By Kim Vo
San Jose Mercury News
Article Launched:10/13/2007 01:49:12 AM PDT
Chatting with visitors to her mosque during Ramadan, Bushra Burney mentioned to a married couple that her annual charitable donation – or zakat – went to the Islamic Relief Fund.
It’s a respectable group, the Fremont woman hastened to add. “There’s nothing fishy about it.”
Such defensiveness reflects the quandary facing many Muslims, whose religion requires them to pay 2.5 percent of their assets to charity. Many make their payments during the month of Ramadan, which ends today.
The unease is the result of the government’s increased scrutiny of charities since the attacks of Sept. 11, 2001. The government alleged that some donations had supported terrorism.
In response, more Islamic charities are posting their financial statistics and changing their methods to assure donors that their money will support legitimate causes. Advocacy groups have issued guidelines to help Muslims make safe choices.
“The government scrutiny has created a real chill in the community, and people are fearful of giving and participating in the community,” said Farhana Khera with Muslim Advocates, the charitable arm of the National Association of Muslim Lawyers.
Among the advice is that donors:
• Consider contributing to U.S.-registered charities.
• Make their intentions clear by writing the purpose on a check’s memo line.
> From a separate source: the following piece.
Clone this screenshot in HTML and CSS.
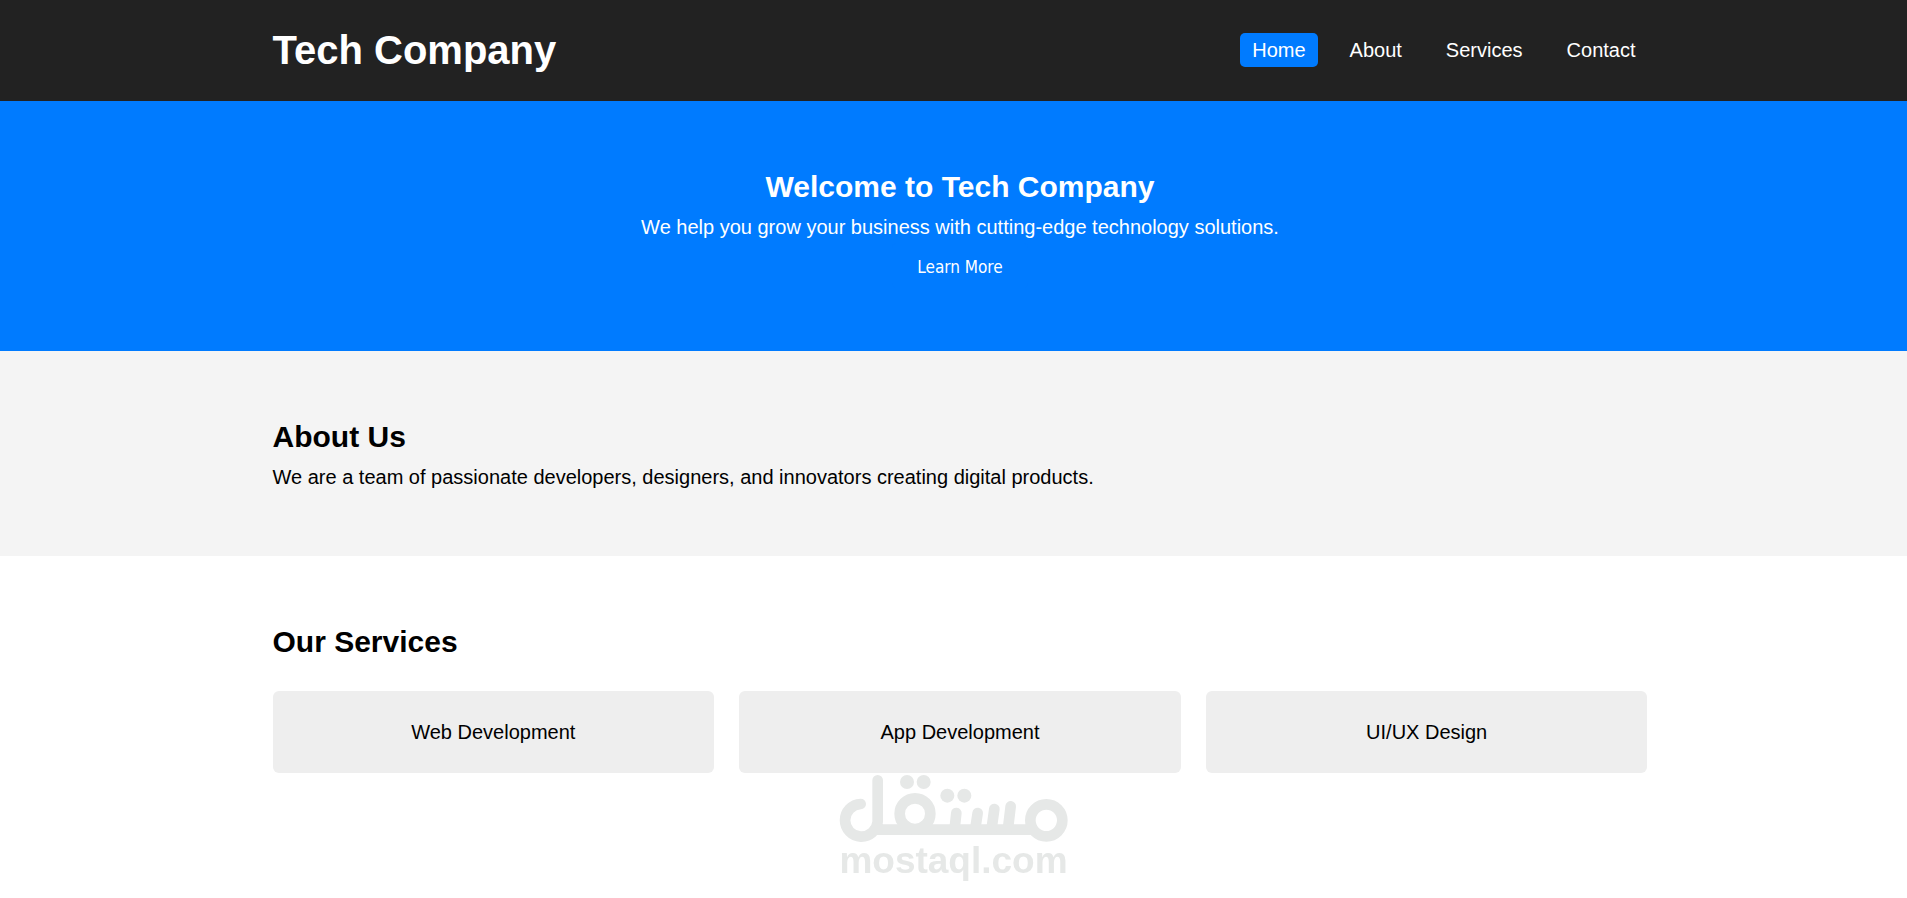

• Make sure money is received by a legitimate bank when it’s transferred overseas.
• Keep records.
That last bit of advice goes against some people’s instincts when faced with increased scrutiny, said Khera, whose group just created a new position focused on charities.
“Some people say they’re giving less or giving in cash,” Khera said. “They’re under the belief that if they give in cash, it’s harder to be tied to an organization.”
Since 2001, the U.S. Treasury Department has targeted more than 40 charities it says were funneling money to terrorist groups like Al-Qaida, Hezbollah and Hamas.
One of the highest profile cases involves the Holy Land Foundation, an Islamic relief group forcibly closed by the government, which accused it of raising millions for the Palestinian political group Hamas. A jury in Dallas is currently deliberating that case, in which the defendants include U.S. citizens.
Charities are now expected to compare their recipients against a government watch list. However, the government warns that charities could violate U.S. sanctions if they help people not on the list who might later interact with people affiliated with terrorists.
“Everyone is concerned and worried,” said Waseem Baloch, founder of the Santa Clara-based Hidaya Foundation, which took in $2.8 million in donations last year. The charity funds educational and social welfare programs domestically and overseas.
The non-profit group posts its audits online and invites people to examine the financial data, he said.
At the Rahima Foundation in Santa Clara, founder Habibe Husain changed her charity’s policy shortly after the attacks on the World Trade Center and Pentagon.
She kept the focus on local people, but decided to give the single mothers, elderly and disabled clients in-kind help – such as providing food or paying their rent directly – instead of cash grants, since she couldn’t guarantee how the money would be used.
“We will be watched very carefully,” Husain said, “so we must work very carefully.”
When it was time for Burney, the Fremont woman, to select her charities, she focused on an Oakland mosque and Islamic Relief – which she first heard of when it was helping victims of the 2005 earthquake in Pakistan.
The Buena Park-based group had a four-star rating from Charity Navigator, a service that evaluates charities, and that eased Burney’s mind. She’s keeping the e-mail confirmation the group sent her “just in case.”
But she doesn’t plan to itemize her donation come tax time. She doesn’t have enough deductions to make it worthwhile.
And besides, she said, “Why invite scrutiny?”